Interactive Video Modules and Student Absenteeism in the Pottery Classroom
MetadataShow full item record
Student absenteeism in public school classrooms creates a multitude of problems, especially in courses designed for whole group instruction and frequent teacher feedback; and which introduce learners to unfamiliar, complex skills and processes. This study was created to determine whether or adding interactive video modules of key pottery demonstrations to traditional classroom instruction would help address negative effects of student absenteeism. Also important to the researcher was to determine whether or not addition of the videos would affect student control of learning and current desirable classroom dynamics. This study describes how data was collected through student interviews, surveys, and artwork; teacher observations and computer log sheets. Ninth through twelfth grade students enrolled in the Pottery Foundations curriculum at Bald Eagle Area School in Wingate, PA demonstrated understandings of pottery processes delivered through the interactive video modules at least equally comparable to understandings delivered through live teacher demonstrations.
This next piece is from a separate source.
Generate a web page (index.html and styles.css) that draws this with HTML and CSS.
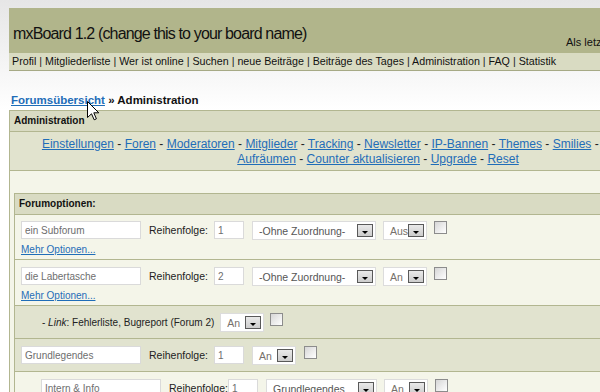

Use of the videos had tremendous benefits in the classroom, some hoped for and others not anticipated but nevertheless desirable. The author applied understandings achieved through the study to current teaching strategies in all ceramics course curricula to address the negative effects of student absenteeism, give students greater control of learning, and to increase student understanding of key ceramic processes and concepts applicable to art making. Further investigation of additional technologies to enhance teaching methods in the pottery classroom will be investigated.